Pryce takes the stage with the exasperated energy of a mother of four who finally got out of the house. She sets up a premise that sounds like standard domestic comedy—school drop-offs, husband complaints—and steers the punchline straight into the gutter. Her delivery is loud and unapologetic. When she hits a graphic detail about childbirth, she doesn’t lower her voice. She leans into the microphone and amplifies the grossness, daring the room to flinch at basic biology.

She occupies a specific lane in the club circuit: the veteran who proves that material about marriage doesn’t have to be gentle. She operates comfortably in midnight lineups, frequently touring with Dave Attell and holding her own in rooms that reward pure aggression.

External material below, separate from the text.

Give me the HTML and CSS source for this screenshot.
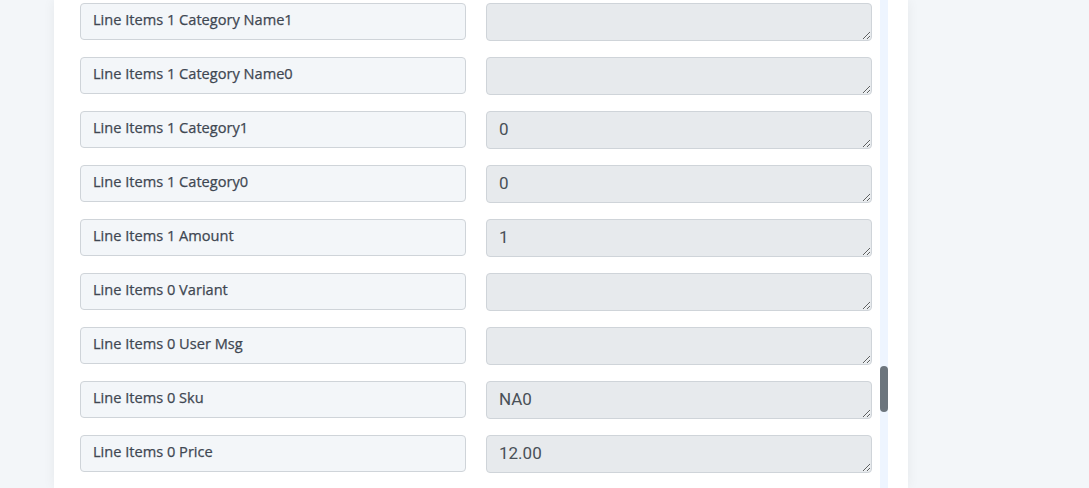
FILE: index.html
```html
<!DOCTYPE html>
<html>
<head>
<meta charset="utf-8">
<link rel="stylesheet" href="styles.css">
</head>
<body>
<div class="page">
  <div class="card">
    <div class="fields">
      <div class="row"><div class="label">Line Items 1 Category Name1</div><textarea class="value"></textarea></div>
      <div class="row"><div class="label">Line Items 1 Category Name0</div><textarea class="value"></textarea></div>
      <div class="row"><div class="label">Line Items 1 Category1</div><textarea class="value">0</textarea></div>
      <div class="row"><div class="label">Line Items 1 Category0</div><textarea class="value">0</textarea></div>
      <div class="row"><div class="label">Line Items 1 Amount</div><textarea class="value">1</textarea></div>
      <div class="row"><div class="label">Line Items 0 Variant</div><textarea class="value"></textarea></div>
      <div class="row"><div class="label">Line Items 0 User Msg</div><textarea class="value"></textarea></div>
      <div class="row"><div class="label">Line Items 0 Sku</div><textarea class="value">NA0</textarea></div>
      <div class="row"><div class="label">Line Items 0 Price</div><textarea class="value">12.00</textarea></div>
    </div>
    <div class="track"><div class="thumb"></div></div>
  </div>
</div>
</body>
</html>
```
FILE: styles.css
```css
html, body {
  margin: 0;
  padding: 0;
  height: 100%;
  overflow: hidden;
}
body {
  background: #f3f6f9;
}
.page {
  display: flex;
  height: 488px;
  padding-left: 54px;
}
.card {
  width: 854px;
  background: #ffffff;
  box-shadow: 0 0 12px rgba(0, 0, 0, 0.06);
  display: flex;
  align-items: flex-start;
  padding-left: 26px;
  box-sizing: border-box;
}
.fields {
  display: flex;
  flex-direction: column;
  gap: 16px;
  padding-top: 3px;
  width: 792px;
}
.row {
  display: flex;
  gap: 20px;
  align-items: flex-start;
}
.label {
  width: 386px;
  height: 37px;
  box-sizing: border-box;
  background: #f3f6f9;
  border: 1px solid #cfd4d9;
  border-radius: 4px;
  padding: 5px 12px;
  font-family: "Open Sans", sans-serif;
  font-weight: 400;
  font-size: 14.6px;
  color: #3f4752;
  -webkit-text-stroke: 0.25px #3f4752;
}
.value {
  width: 386px;
  height: 38px;
  box-sizing: border-box;
  background: #e7eaed;
  border: 1px solid #cfd4d9;
  border-radius: 4px;
  padding: 7px 12px 6px 12px;
  font-family: Roboto, sans-serif;
  font-size: 17px;
  color: #495057;
  margin: 0;
  display: block;
  outline: none;
}
.track {
  margin-left: 8px;
  width: 8px;
  height: 488px;
  background: #eef5ff;
  padding-top: 366px;
  box-sizing: border-box;
}
.thumb {
  height: 46px;
  width: 8px;
  border-radius: 4px;
  background: #6c757d;
}
```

Her best material contrasts her physical reality with the expectations of Los Angeles. She gets massive laughs by simply pointing out that her forehead can still move, using her natural face to mock the heavily injected audiences sitting in the front row. She builds entire bits around the indignities of having children, treating pregnancy as a horror movie she survived. Occasionally, the raunch feels bolted onto a premise rather than organic to it, but the sheer force of her performance usually carries the joke.

Her pride in looking like a regular person traces back to growing up in a blue-collar Sacramento neighborhood. Before releasing albums like Life with a Pryce, she worked as a staff writer for George Lopez and hosted morning radio, which explains the tight, broadcast-ready rhythm of her setups.